Based on the source material provided, two tools stand out in different ways. Rytr is positioned as a strong value option for most users, especially if you want an affordable all-around AI writer with many content types, built-in editing support, and extra utilities like plagiarism checking, keyword generation, SERP analysis, and even image generation. Frase is identified as the stronger fit for AI SEO writing, which matters if your workflow is heavily tied to ranking-oriented content production.

That does not mean one tool is universally “best.” It means your decision should be tied to use case. If you publish informational posts and want inexpensive drafting support, a value-first tool can make sense. If your workflow starts with search intent, keyword targeting, and content optimization, an SEO-centered tool may save more time even if it costs more.

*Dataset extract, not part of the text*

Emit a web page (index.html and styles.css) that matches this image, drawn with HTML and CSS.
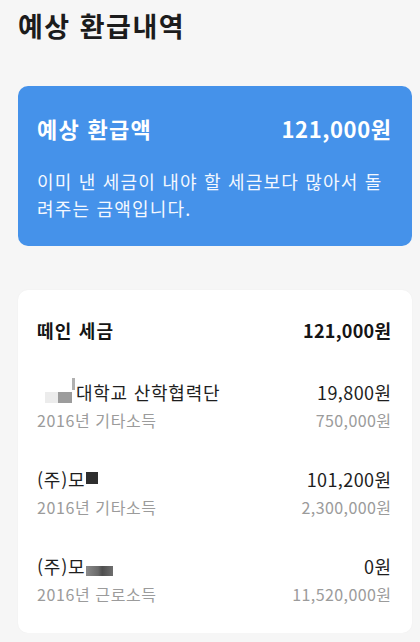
FILE: index.html
```html
<!DOCTYPE html>
<html lang="ko">
<head>
<meta charset="utf-8">
<link rel="stylesheet" href="styles.css">
</head>
<body>
<div class="page">
  <h1 class="title">예상 환급내역</h1>

  <section class="summary">
    <div class="summary-head">
      <span>예상 환급액</span>
      <span class="num">121,000원</span>
    </div>
    <p class="summary-desc">이미 낸 세금이 내야 할 세금보다 많아서 돌려주는 금액입니다.</p>
  </section>

  <section class="list">
    <div class="list-head">
      <span>떼인 세금</span>
      <span class="num">121,000원</span>
    </div>

    <div class="item">
      <div class="line">
        <span class="name"><span class="mask mask-a"><i class="p1"></i><i class="p2"></i><i class="p3"></i></span>대학교 산학협력단</span>
        <span class="num">19,800원</span>
      </div>
      <div class="line sub">
        <span>2016년 기타소득</span>
        <span class="num">750,000원</span>
      </div>
    </div>

    <div class="item">
      <div class="line">
        <span class="name">(주)모<span class="mask mask-b"><i class="p1"></i></span></span>
        <span class="num">101,200원</span>
      </div>
      <div class="line sub">
        <span>2016년 기타소득</span>
        <span class="num">2,300,000원</span>
      </div>
    </div>

    <div class="item">
      <div class="line">
        <span class="name">(주)모<span class="mask mask-c"><i class="p1"></i></span></span>
        <span class="num">0원</span>
      </div>
      <div class="line sub">
        <span>2016년 근로소득</span>
        <span class="num">11,520,000원</span>
      </div>
    </div>
  </section>
</div>
</body>
</html>
```

FILE: styles.css
```css
* { box-sizing: border-box; }

html, body {
  margin: 0;
  padding: 0;
  background: #f6f6f6;
}

body {
  font-family: "Noto Sans CJK KR", "Noto Sans", sans-serif;
  color: #1b1b1b;
}

.page {
  padding: 8px 8px 0 18px;
}

.title {
  margin: 0;
  font-size: 27px;
  line-height: 36px;
  font-weight: 700;
  color: #1c1c1c;
  letter-spacing: 1.5px;
}

.summary {
  margin-top: 42px;
  background: #4592ea;
  border-radius: 10px;
  padding: 27px 21px 24px 19px;
  color: #ffffff;
}

.summary-head {
  display: flex;
  justify-content: space-between;
  font-size: 22px;
  line-height: 30px;
  font-weight: 700;
  letter-spacing: 1.3px;
}

.summary-head .num {
  letter-spacing: 0.6px;
  margin-right: -0.6px;
}

.summary-desc {
  margin: 25px 0 0;
  font-size: 18px;
  line-height: 27px;
  color: #f4f8ff;
  letter-spacing: 1.2px;
}

.list {
  margin-top: 44px;
  background: #ffffff;
  border-radius: 10px;
  padding: 27px 21px 25px 19px;
  box-shadow: 0 0 2px rgba(0, 0, 0, 0.04);
}

.list-head {
  display: flex;
  justify-content: space-between;
  font-size: 18px;
  line-height: 26px;
  font-weight: 700;
  color: #151515;
  letter-spacing: 1.2px;
}

.list-head .num {
  letter-spacing: 0.25px;
  margin-right: -0.25px;
}

.item {
  margin-top: 31px;
}

.list-head + .item {
  margin-top: 35px;
}

.line {
  display: flex;
  justify-content: space-between;
  align-items: center;
  height: 28px;
  font-size: 18px;
  line-height: 28px;
  color: #1e1e1e;
  letter-spacing: 0.75px;
}

.line .num {
  letter-spacing: 0.4px;
  margin-right: -0.4px;
}

.line.sub {
  font-size: 16px;
  color: #9b9b9b;
  letter-spacing: 0.6px;
}

.name {
  display: flex;
  align-items: center;
}

.mask {
  display: flex;
  align-items: flex-start;
  height: 28px;
}

.mask i {
  display: block;
}

.mask-a {
  margin-left: 8px;
  margin-right: 1px;
}

.mask-a .p1 {
  width: 13px;
  height: 11px;
  margin-top: 14px;
  background: #ececec;
}

.mask-a .p2 {
  width: 14px;
  height: 11px;
  margin-top: 14px;
  background: #9c9c9c;
}

.mask-a .p3 {
  width: 3px;
  height: 12px;
  margin-top: 0;
  background: #b0b0b0;
}

.mask-b {
  margin-left: 1px;
}

.mask-b .p1 {
  width: 12px;
  height: 12px;
  margin-top: 7px;
  background: #2e2e2e;
}

.mask-c {
  margin-left: 1px;
}

.mask-c .p1 {
  width: 27px;
  height: 10px;
  margin-top: 14px;
  background: linear-gradient(90deg, #8a8a8a 0%, #6a6a6a 45%, #4e4e4e 60%, #6e6e6e 100%);
}
```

For a broader creator stack, you may also want to compare this category alongside other publishing tools. Our guide to best content creation tools for bloggers and creators in 2026 is a useful companion if you are building a full workflow rather than replacing one app.

What to track

The most useful AI writing tools comparison is not static. Bloggers should track the same checkpoints every month or quarter so the category becomes easier to evaluate over time.

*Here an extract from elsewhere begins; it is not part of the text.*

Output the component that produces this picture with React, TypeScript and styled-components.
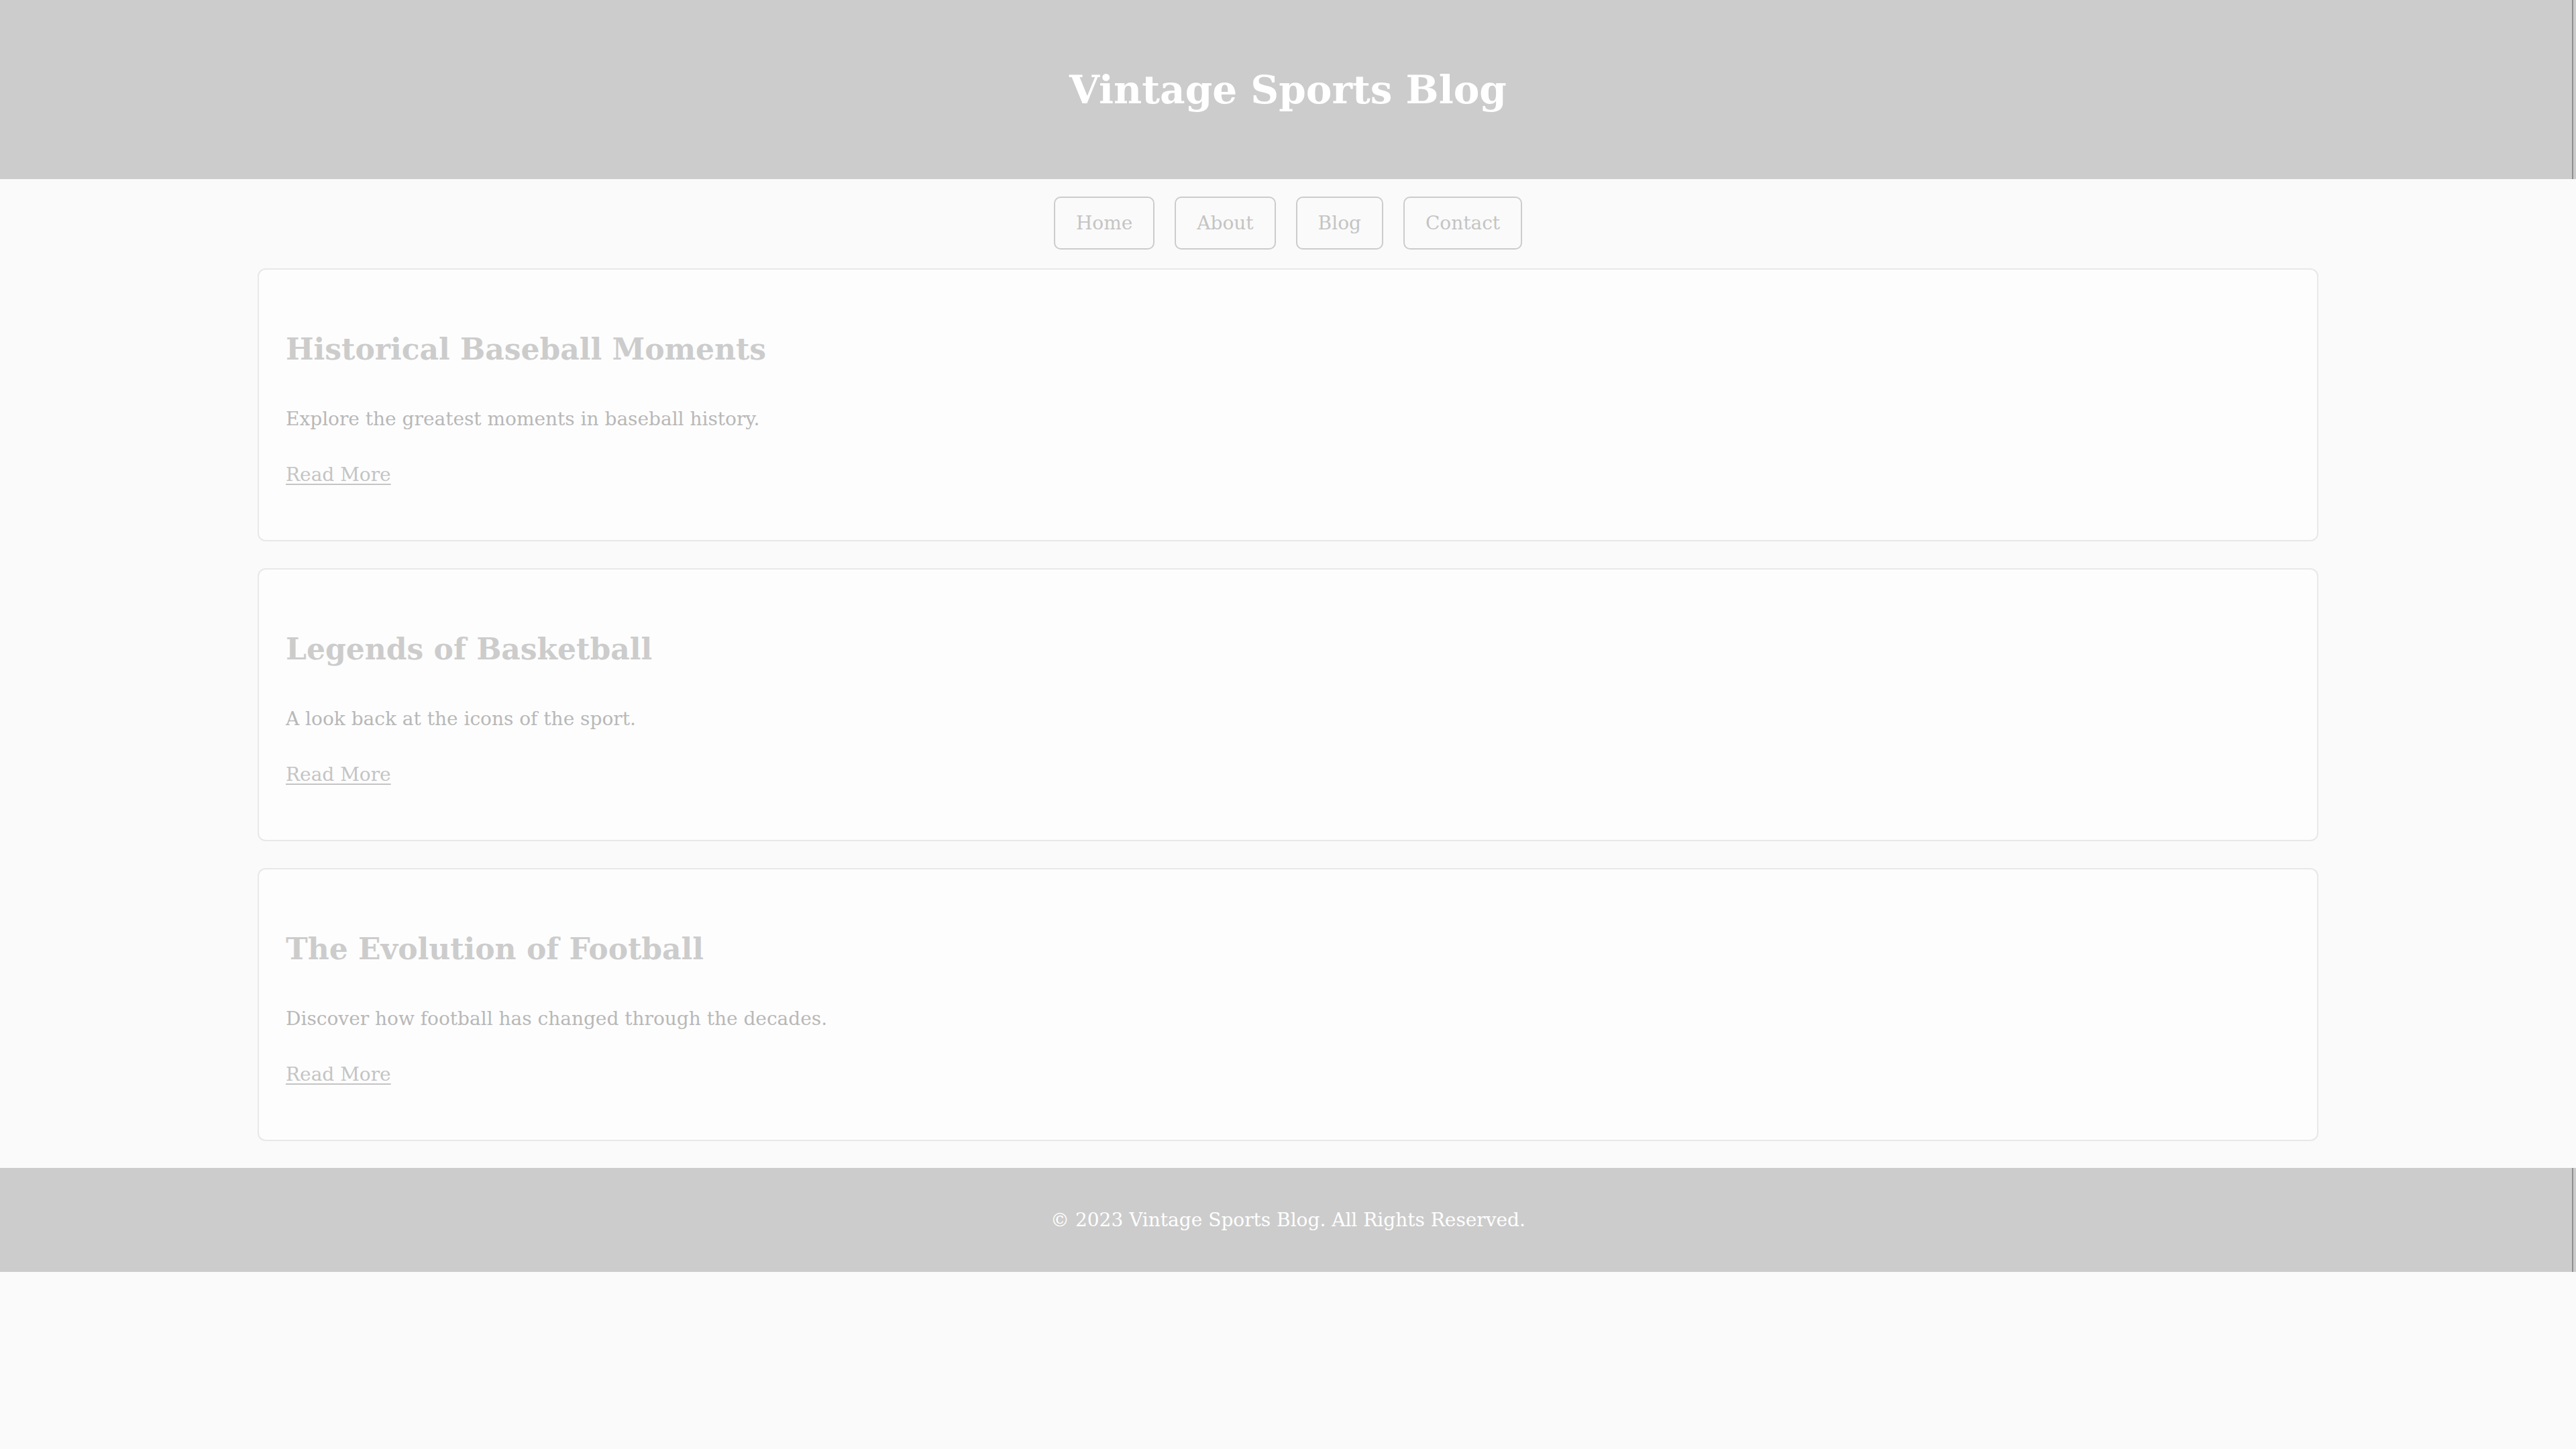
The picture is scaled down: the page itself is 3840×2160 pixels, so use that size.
import React from "react";
import styled, { createGlobalStyle } from "styled-components";

const GlobalStyle = createGlobalStyle`
  body {
    margin: 0;
    background: #fafafa;
    font-family: "DejaVu Serif", "Liberation Serif", serif;
  }
`;

const Header = styled.header`
  height: 267px;
  display: flex;
  align-items: center;
  justify-content: center;
  background: #cccccc;
  box-shadow: inset -4px 0 0 #cccccc, inset -6px 0 0 #8f8f8f;
`;

const Title = styled.h1`
  margin: 0;
  color: #ffffff;
  font-size: 58px;
  font-weight: bold;
  line-height: 102px;
`;

const Nav = styled.nav`
  display: flex;
  justify-content: center;
  gap: 30px;
  padding: 26px 0 28px;
`;

const NavLink = styled.a`
  display: block;
  padding: 12px 31px;
  border: 2px solid #cccccc;
  border-radius: 10px;
  color: #c4c4c4;
  font-size: 28px;
  line-height: 51px;
  text-decoration: none;
`;

const Posts = styled.main`
  width: 80%;
  margin: 0 auto;
  display: flex;
  flex-direction: column;
  gap: 40px;
  padding-bottom: 40px;
`;

const Card = styled.article`
  padding: 40px;
  background: #fdfdfd;
  border: 2px solid #e8e8e8;
  border-radius: 12px;
`;

const CardTitle = styled.h2`
  margin: 40px 0;
  color: #cccccc;
  font-size: 44px;
  font-weight: bold;
  line-height: 77px;
`;

const Excerpt = styled.p`
  margin: 0 0 32px;
  color: #b8b8b8;
  font-size: 28px;
  line-height: 51px;
`;

const ReadMore = styled.a`
  color: #c4c4c4;
  text-decoration: underline;
  text-decoration-thickness: 2px;
  text-underline-offset: 4px;
`;

const Footer = styled.footer`
  padding: 52px 0;
  background: #cccccc;
  color: #ffffff;
  text-align: center;
  font-size: 28px;
  line-height: 51px;
  box-shadow: inset -4px 0 0 #cccccc, inset -6px 0 0 #8f8f8f;
`;

const posts = [
  {
    title: "Historical Baseball Moments",
    excerpt: "Explore the greatest moments in baseball history.",
  },
  {
    title: "Legends of Basketball",
    excerpt: "A look back at the icons of the sport.",
  },
  {
    title: "The Evolution of Football",
    excerpt: "Discover how football has changed through the decades.",
  },
];

const links = ["Home", "About", "Blog", "Contact"];

function App() {
  return (
    <>
      <GlobalStyle />
      <Header>
        <Title>Vintage Sports Blog</Title>
      </Header>
      <Nav>
        {links.map((l) => (
          <NavLink key={l} href="#">
            {l}
          </NavLink>
        ))}
      </Nav>
      <Posts>
        {posts.map((p) => (
          <Card key={p.title}>
            <CardTitle>{p.title}</CardTitle>
            <Excerpt>{p.excerpt}</Excerpt>
            <Excerpt>
              <ReadMore href="#">Read More</ReadMore>
            </Excerpt>
          </Card>
        ))}
      </Posts>
      <Footer>© 2023 Vintage Sports Blog. All Rights Reserved.</Footer>
    </>
  );
}

export default App;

1. Primary blogging use case

Start by identifying the one task you most need help with. This sounds obvious, but many subscriptions are wasted because bloggers buy a tool for “content creation” when the real bottleneck is narrower.

Common use cases include:

  • Topic ideation and angle generation
  • SEO content brief creation
  • Article outlining
  • Fast first drafts
  • Paragraph rewriting and expansion
  • Grammar and clarity improvements
  • Meta descriptions, titles, and short-form copy
  • Content refresh strategy for older articles

For example, the source material suggests Rytr is especially useful for many short-form and mixed-format tasks because it supports 40+ content types and makes it easy to generate, reword, expand, and polish text inside a built-in editor. That kind of flexibility matters if you write blog posts but also need email copy, ad copy, or social captions.

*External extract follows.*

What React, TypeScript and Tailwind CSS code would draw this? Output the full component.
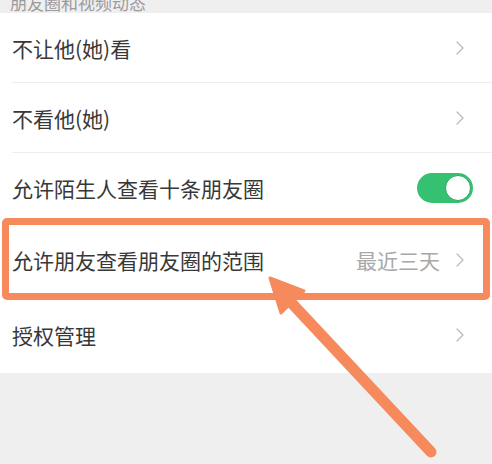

2. Output quality on a test article

Do not judge a tool from one flashy demo. Instead, run the same test prompt across every tool you are considering. A good test article should include:

  • A problem-solving topic in your niche
  • A clear audience
  • A target keyword or search intent
  • A request for an outline and draft section

Then score each result on:

  • Accuracy of the angle
  • Logical structure
  • Specificity
  • Readability
  • Amount of editing required
  • Tendency to repeat generic phrases

This is where many AI writing software tools separate quickly. Some produce passable filler fast, but that does not always help you publish faster because cleanup takes too long. The best blog writing AI tools are often the ones that give you a rough but organized draft you can confidently revise.

3. Built-in editing and workflow tools

For bloggers, surrounding features often matter as much as the model output. A tool becomes more useful when it reduces tool-switching.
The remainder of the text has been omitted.